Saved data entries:

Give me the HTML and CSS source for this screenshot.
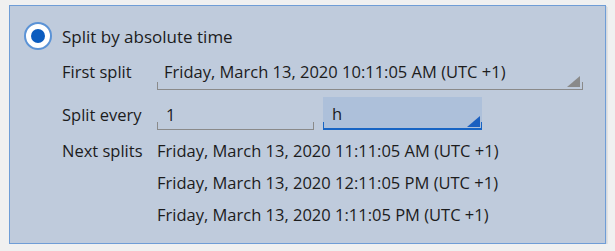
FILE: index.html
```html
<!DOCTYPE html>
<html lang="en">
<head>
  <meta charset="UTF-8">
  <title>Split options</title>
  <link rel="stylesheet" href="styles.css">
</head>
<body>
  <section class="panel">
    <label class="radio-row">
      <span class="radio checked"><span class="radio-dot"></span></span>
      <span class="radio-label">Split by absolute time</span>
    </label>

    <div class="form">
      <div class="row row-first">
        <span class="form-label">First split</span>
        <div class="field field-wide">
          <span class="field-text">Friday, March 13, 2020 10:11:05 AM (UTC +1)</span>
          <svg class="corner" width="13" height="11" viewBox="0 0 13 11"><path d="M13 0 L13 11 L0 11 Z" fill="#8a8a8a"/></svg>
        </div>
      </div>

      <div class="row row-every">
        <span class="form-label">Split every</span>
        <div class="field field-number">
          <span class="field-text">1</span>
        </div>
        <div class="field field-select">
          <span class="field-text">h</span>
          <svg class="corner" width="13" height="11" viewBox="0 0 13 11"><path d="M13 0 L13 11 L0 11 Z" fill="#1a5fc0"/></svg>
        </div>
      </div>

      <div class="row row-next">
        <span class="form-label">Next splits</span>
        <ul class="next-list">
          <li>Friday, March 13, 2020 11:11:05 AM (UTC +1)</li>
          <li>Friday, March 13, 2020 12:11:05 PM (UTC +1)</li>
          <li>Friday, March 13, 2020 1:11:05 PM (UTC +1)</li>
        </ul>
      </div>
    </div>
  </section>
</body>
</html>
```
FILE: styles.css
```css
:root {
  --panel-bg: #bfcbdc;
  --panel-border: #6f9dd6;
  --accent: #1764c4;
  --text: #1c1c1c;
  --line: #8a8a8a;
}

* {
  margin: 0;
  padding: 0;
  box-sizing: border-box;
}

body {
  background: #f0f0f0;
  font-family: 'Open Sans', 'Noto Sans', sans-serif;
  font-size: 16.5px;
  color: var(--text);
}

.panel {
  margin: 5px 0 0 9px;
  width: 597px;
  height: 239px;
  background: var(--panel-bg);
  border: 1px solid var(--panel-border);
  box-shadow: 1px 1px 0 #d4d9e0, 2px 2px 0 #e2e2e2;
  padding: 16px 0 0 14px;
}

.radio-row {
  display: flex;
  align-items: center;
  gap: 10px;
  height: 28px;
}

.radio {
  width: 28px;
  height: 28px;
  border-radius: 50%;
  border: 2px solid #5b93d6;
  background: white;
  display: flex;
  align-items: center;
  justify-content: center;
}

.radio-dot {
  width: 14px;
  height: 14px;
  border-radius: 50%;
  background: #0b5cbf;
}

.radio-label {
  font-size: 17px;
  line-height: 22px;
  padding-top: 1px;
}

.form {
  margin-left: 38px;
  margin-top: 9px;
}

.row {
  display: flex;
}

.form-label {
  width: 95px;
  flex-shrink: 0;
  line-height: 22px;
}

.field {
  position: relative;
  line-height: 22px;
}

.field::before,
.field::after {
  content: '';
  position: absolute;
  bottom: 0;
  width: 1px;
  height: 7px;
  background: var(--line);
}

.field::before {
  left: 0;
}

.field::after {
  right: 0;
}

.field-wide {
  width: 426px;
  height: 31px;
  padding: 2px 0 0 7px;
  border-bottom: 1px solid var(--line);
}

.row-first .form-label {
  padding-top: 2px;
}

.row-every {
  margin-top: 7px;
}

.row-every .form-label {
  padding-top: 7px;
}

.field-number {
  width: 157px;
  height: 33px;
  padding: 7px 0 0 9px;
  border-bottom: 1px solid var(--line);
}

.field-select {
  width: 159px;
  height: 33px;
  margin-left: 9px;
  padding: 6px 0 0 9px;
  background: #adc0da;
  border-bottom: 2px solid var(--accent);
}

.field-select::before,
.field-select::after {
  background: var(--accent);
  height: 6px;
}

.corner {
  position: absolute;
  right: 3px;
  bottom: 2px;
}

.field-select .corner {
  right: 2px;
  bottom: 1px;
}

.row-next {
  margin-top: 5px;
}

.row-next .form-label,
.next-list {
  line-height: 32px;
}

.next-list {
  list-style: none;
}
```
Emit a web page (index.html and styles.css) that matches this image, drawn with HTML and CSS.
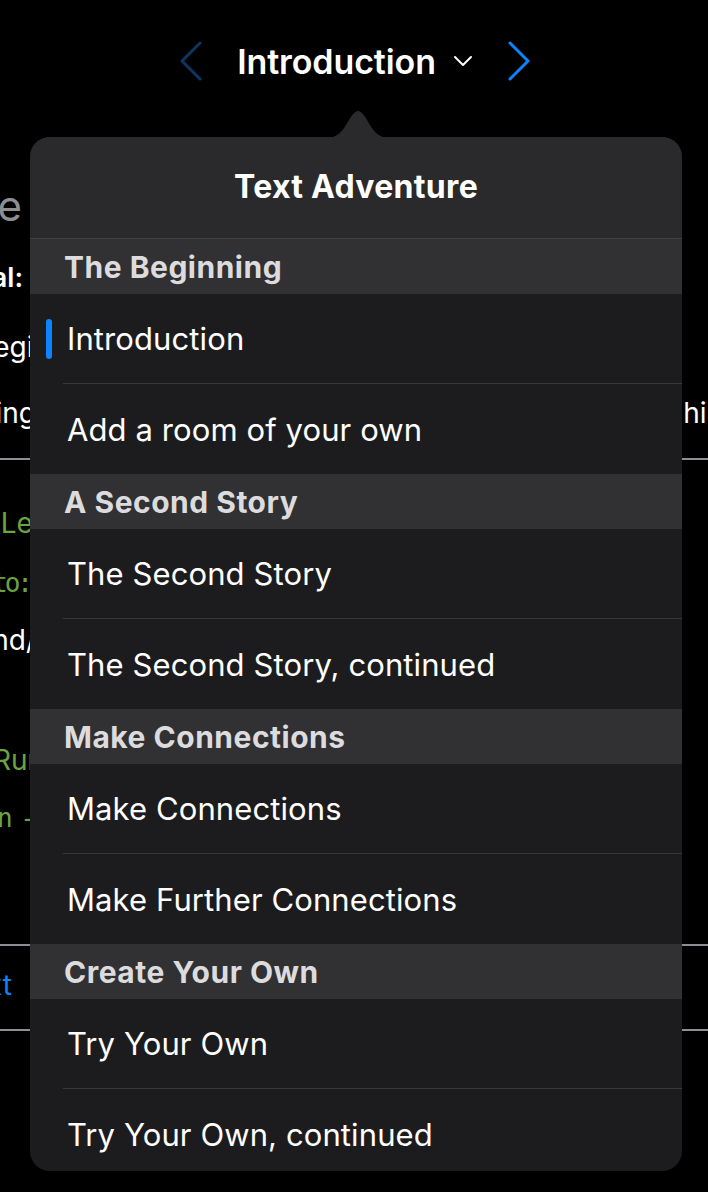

Brief
Reproduce each entry verbatim, excluding any embedded images.

Completed task
Give me the HTML and CSS source for this screenshot.
FILE: index.html
```html
<!DOCTYPE html>
<html lang="en">
<head>
  <meta charset="UTF-8">
  <title>Split options</title>
  <link rel="stylesheet" href="styles.css">
</head>
<body>
  <section class="panel">
    <label class="radio-row">
      <span class="radio checked"><span class="radio-dot"></span></span>
      <span class="radio-label">Split by absolute time</span>
    </label>

    <div class="form">
      <div class="row row-first">
        <span class="form-label">First split</span>
        <div class="field field-wide">
          <span class="field-text">Friday, March 13, 2020 10:11:05 AM (UTC +1)</span>
          <svg class="corner" width="13" height="11" viewBox="0 0 13 11"><path d="M13 0 L13 11 L0 11 Z" fill="#8a8a8a"/></svg>
        </div>
      </div>

      <div class="row row-every">
        <span class="form-label">Split every</span>
        <div class="field field-number">
          <span class="field-text">1</span>
        </div>
        <div class="field field-select">
          <span class="field-text">h</span>
          <svg class="corner" width="13" height="11" viewBox="0 0 13 11"><path d="M13 0 L13 11 L0 11 Z" fill="#1a5fc0"/></svg>
        </div>
      </div>

      <div class="row row-next">
        <span class="form-label">Next splits</span>
        <ul class="next-list">
          <li>Friday, March 13, 2020 11:11:05 AM (UTC +1)</li>
          <li>Friday, March 13, 2020 12:11:05 PM (UTC +1)</li>
          <li>Friday, March 13, 2020 1:11:05 PM (UTC +1)</li>
        </ul>
      </div>
    </div>
  </section>
</body>
</html>
```
FILE: styles.css
```css
:root {
  --panel-bg: #bfcbdc;
  --panel-border: #6f9dd6;
  --accent: #1764c4;
  --text: #1c1c1c;
  --line: #8a8a8a;
}

* {
  margin: 0;
  padding: 0;
  box-sizing: border-box;
}

body {
  background: #f0f0f0;
  font-family: 'Open Sans', 'Noto Sans', sans-serif;
  font-size: 16.5px;
  color: var(--text);
}

.panel {
  margin: 5px 0 0 9px;
  width: 597px;
  height: 239px;
  background: var(--panel-bg);
  border: 1px solid var(--panel-border);
  box-shadow: 1px 1px 0 #d4d9e0, 2px 2px 0 #e2e2e2;
  padding: 16px 0 0 14px;
}

.radio-row {
  display: flex;
  align-items: center;
  gap: 10px;
  height: 28px;
}

.radio {
  width: 28px;
  height: 28px;
  border-radius: 50%;
  border: 2px solid #5b93d6;
  background: white;
  display: flex;
  align-items: center;
  justify-content: center;
}

.radio-dot {
  width: 14px;
  height: 14px;
  border-radius: 50%;
  background: #0b5cbf;
}

.radio-label {
  font-size: 17px;
  line-height: 22px;
  padding-top: 1px;
}

.form {
  margin-left: 38px;
  margin-top: 9px;
}

.row {
  display: flex;
}

.form-label {
  width: 95px;
  flex-shrink: 0;
  line-height: 22px;
}

.field {
  position: relative;
  line-height: 22px;
}

.field::before,
.field::after {
  content: '';
  position: absolute;
  bottom: 0;
  width: 1px;
  height: 7px;
  background: var(--line);
}

.field::before {
  left: 0;
}

.field::after {
  right: 0;
}

.field-wide {
  width: 426px;
  height: 31px;
  padding: 2px 0 0 7px;
  border-bottom: 1px solid var(--line);
}

.row-first .form-label {
  padding-top: 2px;
}

.row-every {
  margin-top: 7px;
}

.row-every .form-label {
  padding-top: 7px;
}

.field-number {
  width: 157px;
  height: 33px;
  padding: 7px 0 0 9px;
  border-bottom: 1px solid var(--line);
}

.field-select {
  width: 159px;
  height: 33px;
  margin-left: 9px;
  padding: 6px 0 0 9px;
  background: #adc0da;
  border-bottom: 2px solid var(--accent);
}

.field-select::before,
.field-select::after {
  background: var(--accent);
  height: 6px;
}

.corner {
  position: absolute;
  right: 3px;
  bottom: 2px;
}

.field-select .corner {
  right: 2px;
  bottom: 1px;
}

.row-next {
  margin-top: 5px;
}

.row-next .form-label,
.next-list {
  line-height: 32px;
}

.next-list {
  list-style: none;
}
```
Emit a web page (index.html and styles.css) that matches this image, drawn with HTML and CSS.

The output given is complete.